In each group, one person should be the main coder - someone who has the packages like dslabs installed and has successfully run the plots above. Each set of tasks ask you to learn about an aesthetic and put it into action with the murder data. We’ll leave about 5 minutes to do the task, then have you come back and share your results with the class.

For each group, we’ll start with the following code:

p + geom_point(aes(x = population/10^6, y = total)) +
  geom_text(aes(x = population/10^6, y = total, label = abb))
  1. The alpha aesthetic mapping.
    1. The alpha aesthetic can only take a number between 0 and 1. So first, in murders, create a murders_per_capita column by dividing total by population. Second, find the max(murders$murders_per_capita) and then create another new column called murders_per_capita_rescaled which divides murders_per_capita by the max value. murders_per_capita_rescaled will be between 0 and 1, with the value of 1 for the state with the max murder rate. This is a little hard to do on the fly in ggplot.
    2. Set the alpha aesthetic mapping to murders_per_capita_rescaled for geom_point.
    3. Turn off the legend using show.legend=FALSE
    4. Include the geom_text labels, but make sure the aesthetic mapping does not apply to the labels.
    5. Use nudge_x = 1.5 as before to offset the labels.
    6. Be able to explain the plot.
      • Does the alpha aesthetic help present the data here? It’s OK if it doesn’t!
  2. The stroke aesthetic mapping.
    1. The stroke aesthetic works a bit like the size aesthetic.
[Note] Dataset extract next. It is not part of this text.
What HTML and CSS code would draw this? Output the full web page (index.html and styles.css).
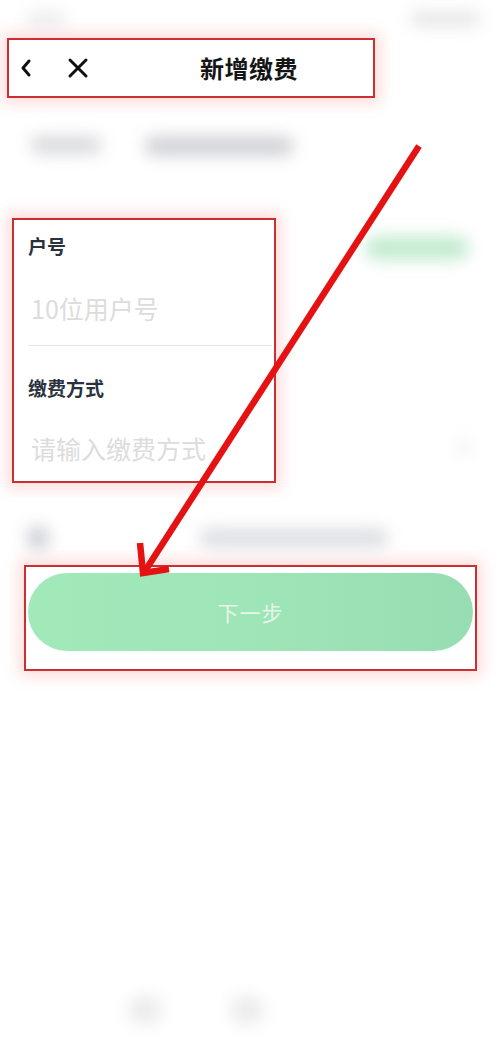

It must be used with a plot that has both a border and a fill, like shapes 21-25, so use one of those.
    2. Use the stroke aesthetic mapping (meaning the stroke will change according to a value in the data) to set a different stroke size based on murders per capita. You can create a murders per capita variable on the fly, or add it to your murders data.
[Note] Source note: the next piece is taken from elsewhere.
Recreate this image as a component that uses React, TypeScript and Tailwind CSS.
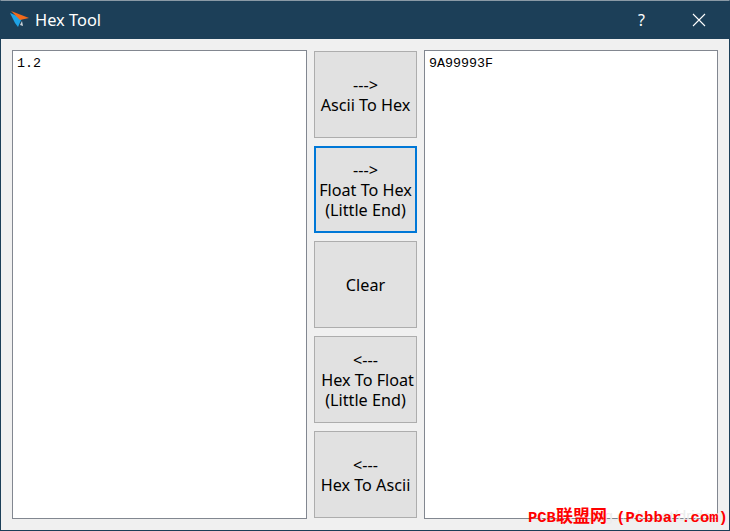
import React from 'react';

const buttons = [
  { lines: ['--->', 'Ascii To Hex'], focused: false },
  { lines: ['--->', 'Float To Hex', '(Little End)'], focused: true },
  { lines: ['Clear'], focused: false },
  { lines: ['<---', ' Hex To Float', '(Little End)'], focused: false },
  { lines: ['<---', 'Hex To Ascii'], focused: false },
];

const AppIcon = () => (
  <svg width="20" height="18" viewBox="0 0 20 18" className="shrink-0">
    <path d="M0 2 L12 7 L8 16 L5 12 Z" fill="#1ea3e6" />
    <path d="M1 0 L19 7 L10 9 Z" fill="#f26a1b" />
    <path d="M10 14 L12 10 L13 15 Z" fill="#c9d3da" />
  </svg>
);

const TextPane = ({ value, className }: { value: string; className: string }) => (
  <div
    className={`h-[469px] border border-[#828790] bg-white pt-[5px] font-['Liberation_Mono','DejaVu_Sans_Mono',monospace] text-[13.33px] leading-[16px] text-black ${className}`}
  >
    {value}
  </div>
);

export default function App() {
  return (
    <div className="relative h-[531px] w-[730px] overflow-hidden border border-[#1c3f58] border-t-[#8a9aa6] bg-[#f0f0f0] font-['Noto_Sans','Liberation_Sans',sans-serif]">
      {/* Title bar */}
      <div className="flex h-[38px] items-center bg-[#1c3f58] pl-[9px] text-white">
        <AppIcon />
        <span className="ml-[5px] text-[16.4px]">Hex Tool</span>
        <span className="ml-auto mr-[47px] text-[16px]">?</span>
        <svg width="14" height="14" viewBox="0 0 14 14" className="mr-[23px]">
          <path d="M1 1 L13 13 M13 1 L1 13" stroke="#fff" strokeWidth="1.1" fill="none" />
        </svg>
      </div>

      {/* Body */}
      <div className="flex pl-[11px] pt-[11px]">
        <TextPane value="1.2" className="w-[295px] pl-[4px]" />
        <div className="ml-[7px] mt-[1px] flex w-[103px] flex-col gap-[8px]">
          {buttons.map((b) => (
            <button
              key={b.lines.join('-')}
              className={`flex h-[87px] w-[103px] flex-col items-center justify-center bg-[#e1e1e1] text-[16.2px] leading-[20px] text-black ${
                b.focused ? 'border-2 border-[#0078d7]' : 'border border-[#adadad]'
              }`}
            >
              {b.lines.map((l) => (
                <span key={l} className="whitespace-pre">
                  {l}
                </span>
              ))}
            </button>
          ))}
        </div>
        <TextPane value="9A99993F" className="ml-[7px] w-[294px] pl-[4px]" />
      </div>

      {/* Watermark */}
      <div className="absolute bottom-[4px] right-[7px] whitespace-nowrap font-['Liberation_Sans',sans-serif] text-[15px] leading-[20px] text-[#ececec]">
        https://blog.csdn.net/dridow
      </div>
      <div className="absolute bottom-[2px] left-[527px] whitespace-pre font-['Liberation_Mono','Noto_Sans_CJK_SC',monospace] text-[15.5px] font-bold leading-[20px] text-[#ff0000]">
        PCB<span className="text-[17px]">联盟网</span> (Pcbbar.com)
      </div>
    </div>
  );
}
      • Include the text labels as before and use nudge_x = 1.5.
      • Make sure you’re only setting the aesthetic for the points on the scatterplot!
  3. The angle aesthetic
    1. Using the ?geom_text help, note that geom_text takes an aesthetic of angle.
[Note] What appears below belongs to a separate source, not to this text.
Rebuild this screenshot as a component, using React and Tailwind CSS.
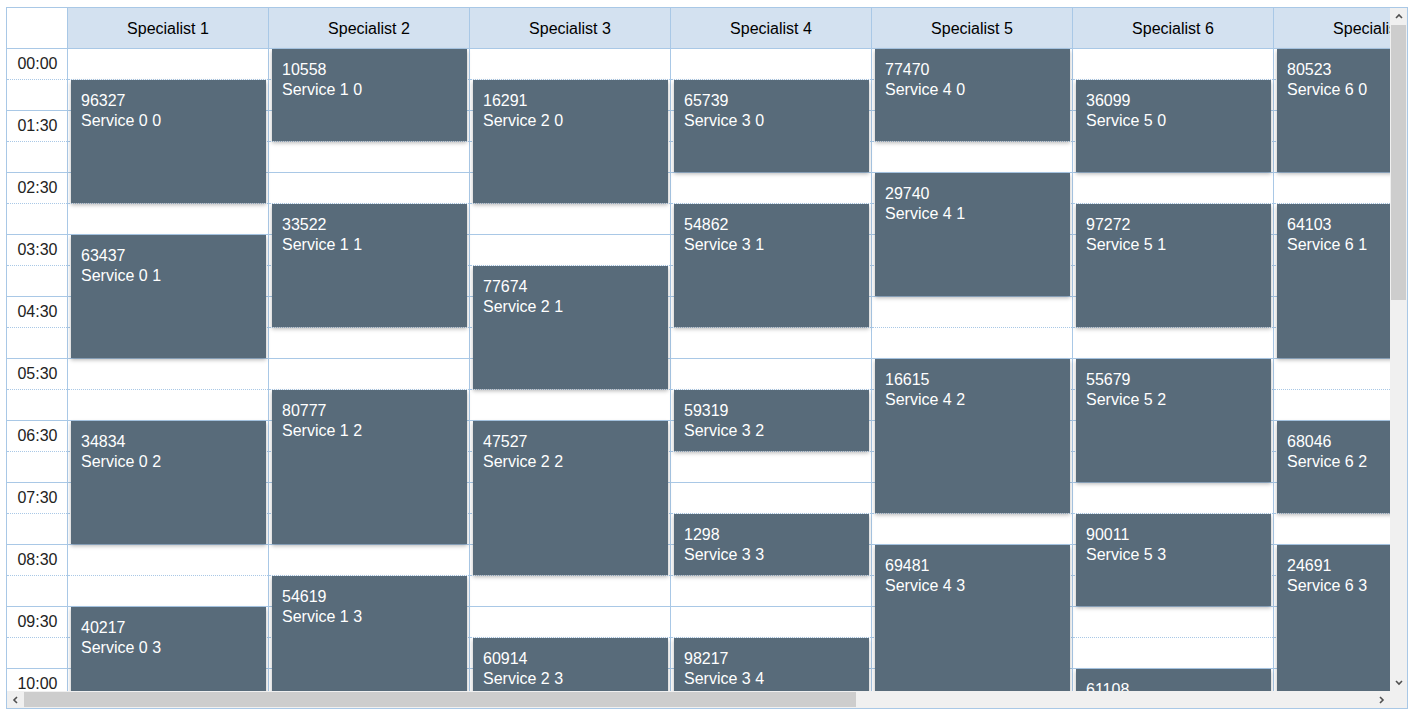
import React from 'react';

// appointments per specialist: [startSlot, slotCount, id, service]
const columns = [
  [[1, 4, '96327', 'Service 0 0'], [6, 4, '63437', 'Service 0 1'], [12, 4, '34834', 'Service 0 2'], [18, 4, '40217', 'Service 0 3']],
  [[0, 3, '10558', 'Service 1 0'], [5, 4, '33522', 'Service 1 1'], [11, 5, '80777', 'Service 1 2'], [17, 5, '54619', 'Service 1 3']],
  [[1, 4, '16291', 'Service 2 0'], [7, 4, '77674', 'Service 2 1'], [12, 5, '47527', 'Service 2 2'], [19, 4, '60914', 'Service 2 3']],
  [[1, 3, '65739', 'Service 3 0'], [5, 4, '54862', 'Service 3 1'], [11, 2, '59319', 'Service 3 2'], [15, 2, '1298', 'Service 3 3'], [19, 3, '98217', 'Service 3 4']],
  [[0, 3, '77470', 'Service 4 0'], [4, 4, '29740', 'Service 4 1'], [10, 5, '16615', 'Service 4 2'], [16, 6, '69481', 'Service 4 3']],
  [[1, 3, '36099', 'Service 5 0'], [5, 4, '97272', 'Service 5 1'], [10, 4, '55679', 'Service 5 2'], [15, 3, '90011', 'Service 5 3'], [20, 3, '61108', 'Service 5 4']],
  [[0, 4, '80523', 'Service 6 0'], [5, 5, '64103', 'Service 6 1'], [12, 3, '68046', 'Service 6 2'], [16, 6, '24691', 'Service 6 3']],
];

const hours = ['00:00', '01:30', '02:30', '03:30', '04:30', '05:30', '06:30', '07:30', '08:30', '09:30', '10:00', '11:00'];

const SLOT = 31;

const Chevron = ({ dir }) => {
  const pts = {
    up: '1,5 4,2 7,5',
    down: '1,2 4,5 7,2',
    left: '5,1 2,4 5,7',
    right: '2,1 5,4 2,7',
  };
  return (
    <svg width="8" height="8" viewBox="0 0 8 8">
      <polyline points={pts[dir]} fill="none" stroke="#505050" strokeWidth="1.6" />
    </svg>
  );
};

const GridSlots = () => (
  <>
    {hours.map((h) => (
      <div key={h}>
        <div className="h-[31px] border-b border-dotted border-[#a9c8e6]" />
        <div className="h-[31px] border-b border-[#a9c8e6]" />
      </div>
    ))}
  </>
);

const SpecialistColumn = ({ index, items }) => (
  <div className="w-[201px] shrink-0 border-r border-[#a9c8e6]">
    <div className="h-[41px] pt-[2px] border-b border-[#a9c8e6] bg-[#d3e1f0] flex items-center justify-center whitespace-nowrap text-black">
      Specialist {index + 1}
    </div>
    <div className="relative">
      <GridSlots />
      {items.map(([start, span, id, service]) => (
        <div
          key={id}
          className="absolute left-[3px] w-[195px] bg-[#586b7a] text-white pl-[10px] pt-[11px] leading-[20px] shadow-[0_2px_4px_rgba(0,0,0,0.28)]"
          style={{ top: start * SLOT, height: span * SLOT - 1 }}
        >
          <div>{id}</div>
          <div>{service}</div>
        </div>
      ))}
    </div>
  </div>
);

export default function App() {
  return (
    <div className="pt-[7px] pl-[6px] bg-white min-h-screen" style={{ fontFamily: '"Liberation Sans", Arial, sans-serif' }}>
      <div className="w-[1402px] h-[702px] border border-[#a9c8e6] flex flex-col text-[16px]">
        <div className="flex h-[683px]">
          <div className="w-[1383px] h-[683px] overflow-hidden flex">
            <div className="w-[61px] shrink-0 border-r border-[#a9c8e6]">
              <div className="h-[41px] border-b border-[#a9c8e6] bg-white" />
              {hours.map((h) => (
                <div key={h}>
                  <div className="h-[31px] border-b border-dotted border-[#a9c8e6] flex items-center justify-center pl-[1px] text-[#222]">
                    {h}
                  </div>
                  <div className="h-[31px] border-b border-[#a9c8e6]" />
                </div>
              ))}
            </div>
            {columns.map((items, i) => (
              <SpecialistColumn key={i} index={i} items={items} />
            ))}
          </div>
          <div className="w-[17px] bg-[#f0f0f0] flex flex-col">
            <div className="h-[17px] flex items-center justify-center">
              <Chevron dir="up" />
            </div>
            <div className="flex-1 flex flex-col">
              <div className="mx-[1px] h-[275px] bg-[#cdcdcd]" />
            </div>
            <div className="h-[17px] flex items-center justify-center">
              <Chevron dir="down" />
            </div>
          </div>
        </div>
        <div className="h-[17px] flex bg-[#f0f0f0]">
          <div className="w-[17px] flex items-center justify-center">
            <Chevron dir="left" />
          </div>
          <div className="w-[1349px] flex items-center">
            <div className="w-[832px] h-[15px] bg-[#cdcdcd]" />
          </div>
          <div className="w-[17px] flex items-center justify-center">
            <Chevron dir="right" />
          </div>
          <div className="w-[17px] bg-[#f0f0f0]" />
        </div>
      </div>
    </div>
  );
}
    2. Use the angle aesthetic (not aesthetic mapping) in the appropriate place (e.g. on geom_text and not on other geometries) to adjust the labels on our plot.
    3. Now, try using the angle aesthetic mapping by using the total field as both the y value and the angle value in the geom_text layer.
    4. Does using angle as an aesthetic help? What about as an aesthetic mapping?
  4. The color aesthetic mapping
    1. Set the color aesthetic mapping in geom_text to total/population.
      • Use the nudge_x = 1.5 aesthetic in geom_text still
    2. Try it with and without the legend using show.legend.
    3. Be able to explain the plot.
      • Does the color aesthetic mapping help present the data here?
  5. geom_label and the fill aesthetic
    1. Looking at ?geom_label (which is the same help as geom_text), we note that “The fill aesthetic controls the backgreound colour of the label”.
    2. Set the fill aesthetic mapping to total/population in geom_label (replacing geom_text but still using nudge_x=1.5)
    3. Set the fill aesthetic (not mapping) to the color of your choice.
    4. Be able to explain the plots.
    • Does the fill aesthetic mapping help present the data here?
    • What color did you choose for the non-mapped fill aesthetic?